Blâmer des tiers (banques chinoises, cartels mexicains, fonctionnaires centraméricains) pour disculper le système américain.
Inventer des menaces fictives (« Cartel des Soleils ») pour justifier des sanctions et un harcèlement géopolitique.
Omettre délibérément des pays indépendants (Venezuela) afin de ne pas avoir à reconnaître leur souveraineté ni leur innocence.
Dans ce contexte, la DEA ne lutte pas contre le trafic de drogue : elle le gère, le normalise et l’utilise comme un outil de domination. Son plus grand crime n’est pas son inefficacité, mais son hypocrisie institutionnalisée.
La farce mise en évidence par les propres documents de la DEA expose le cœur pourri de l’ancien empire, qui a commis l’une des plus grandes supercheries du XXIe siècle après avoir été pendant des décennies un champion moral et exemplaire.
Le trafic de drogue ne se combat pas par des invasions, des sanctions ou de fausses accusations. Il se combat par la transparence, la justice et la responsabilité.

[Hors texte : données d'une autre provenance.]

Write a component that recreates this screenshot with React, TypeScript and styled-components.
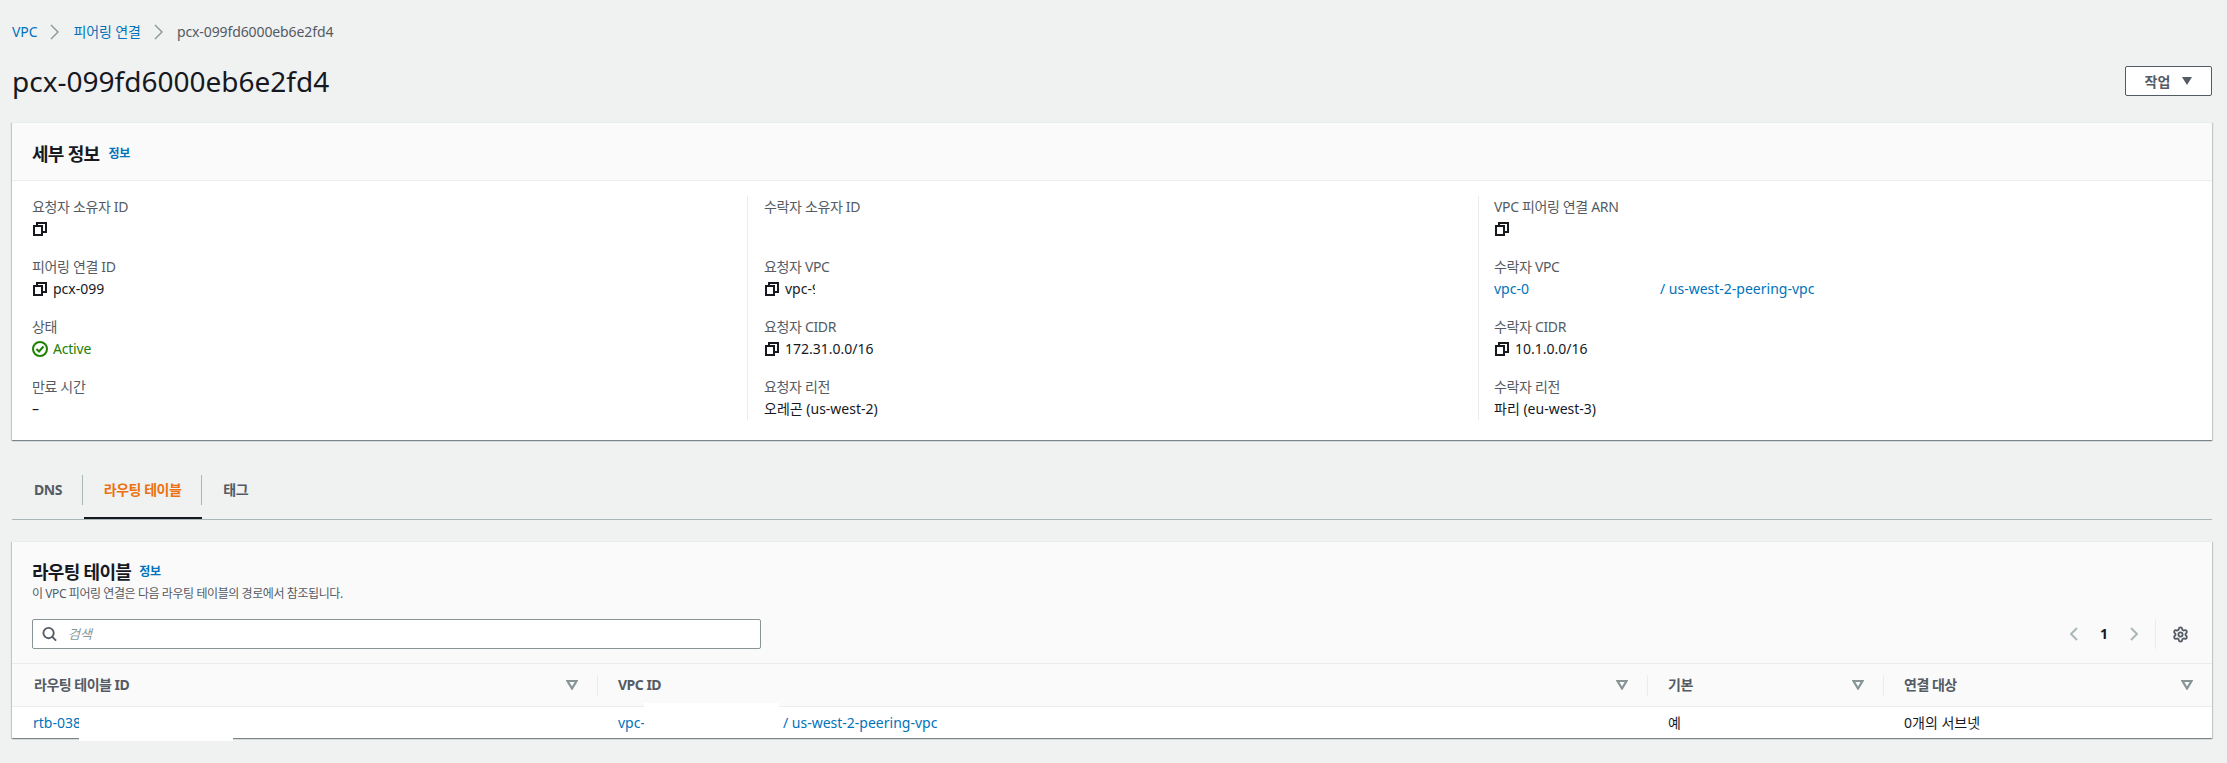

Et la première responsabilité incombe aux États-Unis : s’ils veulent vraiment lutter contre l’économie des stupéfiants illégaux, ils doivent cesser de se poser en victimes et assumer leur rôle de complices et de premiers bénéficiaires. Mais ils ne le feront pas, car une activité rentable fait rarement faillite de son plein gré.
En attendant, la DEA restera moins une agence de lutte contre la drogue qu’un instrument de légitimation du trafic de drogue américain.